In determining what sort of content should not be tolerated, the question is: How do we facilitate the greatest overall climate of tolerance? A given climate of tolerance is greater than another when it yields greater diversity of expression. If we allow hateful bigoted expressions to be freely uttered, or posted on the walls of public institutions, then we inhibit counter-expressions.

We refer to the "free market of ideas" because there is indeed an analogy between the discourse of viewpoints and the free market. If you leave either completely free, then it quickly becomes unfree. For the maximum overall climate of free expression -- just as for the maximally free market -- a little regulation is required.

In 1890, Congress passed the Sherman Act, and in 1914 passed two additional anti-trust laws. We passed these laws because we'd learned that if we left the market entirely unregulated, then monopolies could (and would and did) arise which then stifled other businesses. A big, powerful company could afford to sell products at below cost until the competition was driven out of business -- and thus establish and maintain monopoly control: just the opposite of a free market. We needed to limit the market freedom of powerful would-be monopolies in order to foster greater market freedom overall. If you don't limit the freedom of the bullies to bully, then the bullies will limit everyone else's freedom.

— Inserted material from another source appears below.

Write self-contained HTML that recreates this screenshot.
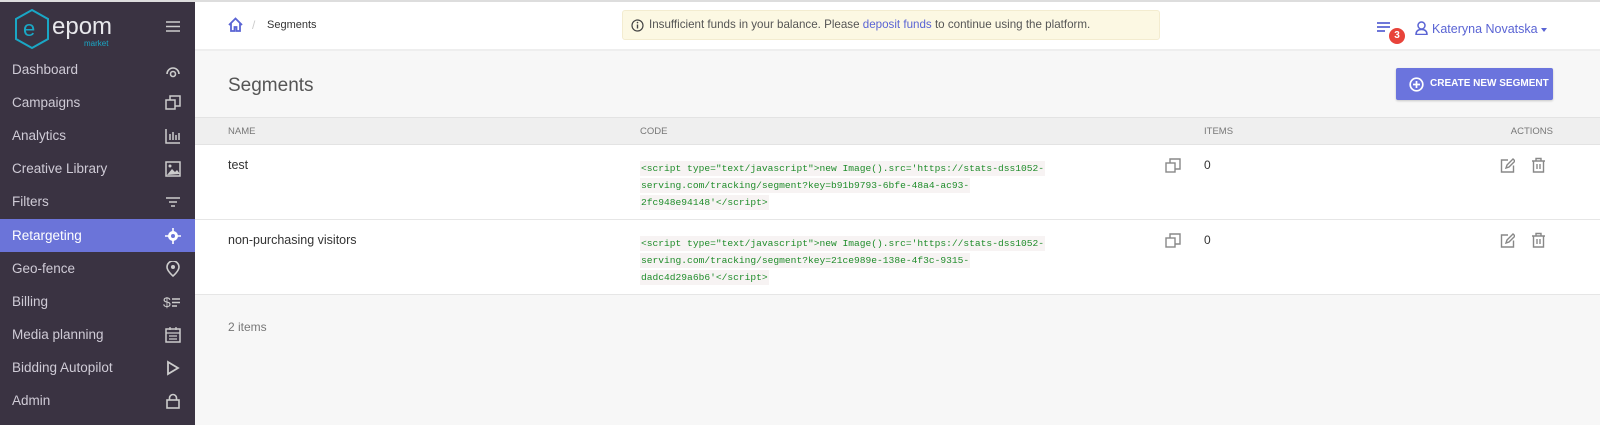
<!DOCTYPE html>
<html><head><meta charset="utf-8"><style>
*{box-sizing:border-box;margin:0;padding:0}
body{width:1600px;height:425px;overflow:hidden;font-family:"Liberation Sans",sans-serif;background:#f7f7f7;position:relative;font-size:13px;color:#333}
.side{position:absolute;left:0;top:0;width:195px;height:425px;background:#3a3342;border-top:2px solid #ddd}
.logo{position:absolute;left:12px;top:6px}
.item{position:absolute;left:0;width:195px;height:33px;color:#cfcbd6;font-size:13.5px;line-height:33px;padding-left:12px}
.item.act{background:#6b74d9;color:#fff}
.item svg{position:absolute;right:14px;top:9px}
.top{position:absolute;left:195px;top:0;right:0;height:51px;background:#fff;border-top:2px solid #ddd;border-bottom:2px solid #eee}
.alert{position:absolute;left:427px;top:8px;width:538px;height:30px;background:#fcf8e3;border:1px solid #f3ecd0;border-radius:3px;font-size:11.6px;color:#555;line-height:28px;padding-left:26px;white-space:nowrap}
.alert a{color:#5a64d4}
.th{position:absolute;left:195px;right:0;top:117px;height:28px;background:#efefef;border-top:1px solid #e3e3e3;border-bottom:1px solid #e3e3e3;font-size:9.5px;color:#777;line-height:27px}
.th span{position:absolute}
.row{position:absolute;left:195px;right:0;height:75px;background:#fff;border-bottom:1px solid #e6e6e6}
.name{position:absolute;left:33px;top:13px;font-size:12.5px;color:#333}
.code{position:absolute;left:445px;top:15px;font-family:"Liberation Mono",monospace;font-size:9.6px;line-height:17px;color:#1f8c2a}
.code span{background:#f7f3f3;padding:2px 1px}
.n0{position:absolute;left:1009px;top:13px;font-size:12px}
.btn{position:absolute;left:1396px;top:68px;width:157px;height:32px;background:#6b74dd;border-radius:2px;color:#fff;font-size:10px;font-weight:bold;line-height:32px;padding-left:34px;box-shadow:0 1px 2px rgba(0,0,0,.2);white-space:nowrap}
</style></head><body>
<div class="side">
 <svg class="logo" width="130" height="42" viewBox="0 0 130 42"><polygon points="20,2 36,11 36,31 20,40 4,31 4,11" fill="none" stroke="#1aa7c5" stroke-width="2"/><text x="11" y="28" font-size="22" fill="#1aa7c5" font-family="Liberation Sans">e</text><text x="40" y="26" font-size="24" fill="#e8e8ec" font-family="Liberation Sans">epom</text><text x="72" y="38" font-size="8" fill="#1aa7c5" font-family="Liberation Sans">market</text></svg>
 <svg style="position:absolute;left:166px;top:19px" width="14" height="11"><path d="M0 1h14M0 5.5h14M0 10h14" stroke="#ccc" stroke-width="1.6"/></svg>
 <div class="item" style="top:51px">Dashboard<svg width="16" height="16"><path d="M2 12a6 6 0 1 1 12 0" fill="none" stroke="#ccc" stroke-width="1.6"/><circle cx="8" cy="12" r="2.5" fill="none" stroke="#ccc" stroke-width="1.6"/></svg></div>
 <div class="item" style="top:84px">Campaigns<svg width="16" height="16"><rect x="1" y="5" width="9" height="9" fill="none" stroke="#ccc" stroke-width="1.5"/><path d="M5 5V1h10v10h-5" fill="none" stroke="#ccc" stroke-width="1.5"/></svg></div>
 <div class="item" style="top:117px">Analytics<svg width="16" height="16"><path d="M1 1v14h14M5 12V6M8 12V4M11 12V7M14 12V5" stroke="#ccc" stroke-width="1.5" fill="none"/></svg></div>
 <div class="item" style="top:150px">Creative Library<svg width="16" height="16"><rect x="1" y="1" width="14" height="14" fill="none" stroke="#ccc" stroke-width="1.5"/><path d="M2 14l5-6 3 3 2-2 3 4z" fill="#ccc"/><circle cx="5" cy="5" r="1.5" fill="#ccc"/></svg></div>
 <div class="item" style="top:183px">Filters<svg width="16" height="16"><path d="M1 4h14M4 8h8M6 12h4" stroke="#ccc" stroke-width="1.6"/></svg></div>
 <div class="item act" style="top:217px">Retargeting<svg width="16" height="16"><circle cx="8" cy="8" r="5" fill="#fff"/><circle cx="8" cy="8" r="2" fill="#6b74d9"/><path d="M8 0v4M8 12v4M0 8h4M12 8h4" stroke="#fff" stroke-width="1.6"/></svg></div>
 <div class="item" style="top:250px">Geo-fence<svg width="16" height="16"><path d="M8 15s6-5 6-9A6 6 0 0 0 2 6c0 4 6 9 6 9z" fill="none" stroke="#ccc" stroke-width="1.6"/><circle cx="8" cy="6" r="2" fill="#ccc"/></svg></div>
 <div class="item" style="top:283px">Billing<svg width="18" height="16"><text x="0" y="13" font-size="14" fill="#ccc" font-family="Liberation Sans">$</text><path d="M9 5h8M9 8.5h8M9 12h5" stroke="#ccc" stroke-width="1.4"/></svg></div>
 <div class="item" style="top:316px">Media planning<svg width="16" height="16"><rect x="1" y="2" width="14" height="13" fill="none" stroke="#ccc" stroke-width="1.5"/><path d="M1 6h14M4 9h8M4 12h8M5 0v3M11 0v3" stroke="#ccc" stroke-width="1.3"/></svg></div>
 <div class="item" style="top:349px">Bidding Autopilot<svg width="16" height="16"><path d="M3 2l10 6-10 6z" fill="none" stroke="#ccc" stroke-width="1.8"/></svg></div>
 <div class="item" style="top:382px">Admin<svg width="16" height="16"><rect x="2" y="7" width="12" height="8" fill="none" stroke="#ccc" stroke-width="1.6"/><path d="M4.5 7V5a3.5 3.5 0 0 1 7 0v2" fill="none" stroke="#ccc" stroke-width="1.6"/></svg></div>
</div>
<div class="top">
 <svg style="position:absolute;left:33px;top:15px" width="15" height="15"><path d="M1 8L7.5 1.5 14 8M3 6.5V14h3.5v-4h2v4H12V6.5" fill="none" stroke="#5a64d4" stroke-width="1.8"/></svg>
 <span style="position:absolute;left:57px;top:16px;color:#ccc;font-size:12px">/</span>
 <span style="position:absolute;left:72px;top:17px;font-size:11px;color:#333">Segments</span>
 <div class="alert"><svg style="position:absolute;left:8px;top:8px" width="13" height="13"><circle cx="6.5" cy="6.5" r="5.5" fill="none" stroke="#444" stroke-width="1.2"/><path d="M6.5 5.5v4" stroke="#444" stroke-width="1.4"/><circle cx="6.5" cy="3.6" r=".8" fill="#444"/></svg>Insufficient funds in your balance. Please <a>deposit funds</a> to continue using the platform.</div>
 <svg style="position:absolute;left:1182px;top:20px" width="14" height="11"><path d="M0 1h13M0 5h13M0 9h8" stroke="#5a64d4" stroke-width="1.8"/></svg>
 <div style="position:absolute;left:1194px;top:26px;width:16px;height:16px;border-radius:50%;background:#e8433a;color:#fff;font-size:10px;font-weight:bold;text-align:center;line-height:16px">3</div>
 <svg style="position:absolute;left:1220px;top:19px" width="13" height="14"><circle cx="6.5" cy="4.5" r="3.5" fill="none" stroke="#5a64d4" stroke-width="1.5"/><path d="M1 13.5c0-4 2.5-5 5.5-5s5.5 1 5.5 5z" fill="none" stroke="#5a64d4" stroke-width="1.5"/></svg>
 <span style="position:absolute;left:1237px;top:20px;color:#5a64d4;font-size:12.5px">Kateryna Novatska</span>
 <span style="position:absolute;left:1346px;top:26px;border:3.5px solid transparent;border-top:4px solid #5a64d4"></span>
</div>
<div style="position:absolute;left:228px;top:75px;font-size:19px;color:#555">Segments</div>
<div class="btn"><svg style="position:absolute;left:13px;top:9px" width="15" height="15"><circle cx="7.5" cy="7.5" r="6.3" fill="none" stroke="#fff" stroke-width="1.7"/><path d="M7.5 4v7M4 7.5h7" stroke="#fff" stroke-width="1.7"/></svg>CREATE NEW SEGMENT</div>
<div class="th"><span style="left:33px">NAME</span><span style="left:445px">CODE</span><span style="left:1009px">ITEMS</span><span style="right:47px">ACTIONS</span></div>
<div class="row" style="top:145px">
 <div class="name">test</div>
 <div class="code"><span>&lt;script type="text/javascript"&gt;new Image().src='https://stats-dss1052-</span><br><span>serving.com/tracking/segment?key=b91b9793-6bfe-48a4-ac93-</span><br><span>2fc948e94148'&lt;/script&gt;</span></div>
 <svg style="position:absolute;left:970px;top:13px" width="16" height="16"><rect x="1" y="5" width="9" height="9" fill="none" stroke="#888" stroke-width="1.4"/><path d="M5 5V1h10v10h-5" fill="none" stroke="#888" stroke-width="1.4"/></svg>
 <div class="n0">0</div>
 <svg style="position:absolute;left:1305px;top:13px" width="15" height="15"><path d="M8 2H1.5v12h12V7.5" fill="none" stroke="#888" stroke-width="1.4"/><path d="M6 10l1-3 6-6 2 2-6 6z" fill="none" stroke="#888" stroke-width="1.4"/></svg>
 <svg style="position:absolute;left:1336px;top:12px" width="15" height="16"><path d="M1 4h13M5 4V1.5h5V4M2.5 4v11h10V4M6 7v5M9 7v5" fill="none" stroke="#888" stroke-width="1.4"/></svg>
</div>
<div class="row" style="top:220px">
 <div class="name">non-purchasing visitors</div>
 <div class="code"><span>&lt;script type="text/javascript"&gt;new Image().src='https://stats-dss1052-</span><br><span>serving.com/tracking/segment?key=21ce989e-138e-4f3c-9315-</span><br><span>dadc4d29a6b6'&lt;/script&gt;</span></div>
 <svg style="position:absolute;left:970px;top:13px" width="16" height="16"><rect x="1" y="5" width="9" height="9" fill="none" stroke="#888" stroke-width="1.4"/><path d="M5 5V1h10v10h-5" fill="none" stroke="#888" stroke-width="1.4"/></svg>
 <div class="n0">0</div>
 <svg style="position:absolute;left:1305px;top:13px" width="15" height="15"><path d="M8 2H1.5v12h12V7.5" fill="none" stroke="#888" stroke-width="1.4"/><path d="M6 10l1-3 6-6 2 2-6 6z" fill="none" stroke="#888" stroke-width="1.4"/></svg>
 <svg style="position:absolute;left:1336px;top:12px" width="15" height="16"><path d="M1 4h13M5 4V1.5h5V4M2.5 4v11h10V4M6 7v5M9 7v5" fill="none" stroke="#888" stroke-width="1.4"/></svg>
</div>
<div style="position:absolute;left:228px;top:320px;font-size:12px;color:#777">2 items</div>
</body></html>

In the same way, it is necessary to limit some hateful expressions. Otherwise, the powerful haters will create a climate intolerant of views different from theirs.

When do we tolerate intolerance and when do we not? The question to ask ourselves is: Does the intolerance in question threaten the overall climate of tolerance? If it is not of such nature or power to have a reasonably discernible chill effect on other viewpoints, then allow it (though do share your criticisms of it). But if the vitriol is driving out other viewpoints, then, in the name of tolerance itself, it should not be tolerated.

Every limitation on expression damages the overall climate of tolerance -- but sometimes it's worth it. Sometimes not curtailing certain expressions damages the climate of tolerance even more.

It may sometimes be difficult to tell what the effects on the overall climate of tolerance are. Sometimes our best judgment might get it wrong -- and we'll end up tolerating something we shouldn't have tolerated, or shutting down some expression which we should have allowed. Applying the criterion won't always be easy. Community is messy. There is no easily-applied criterion, but there is a criterion: maximization of the overall climate of tolerance.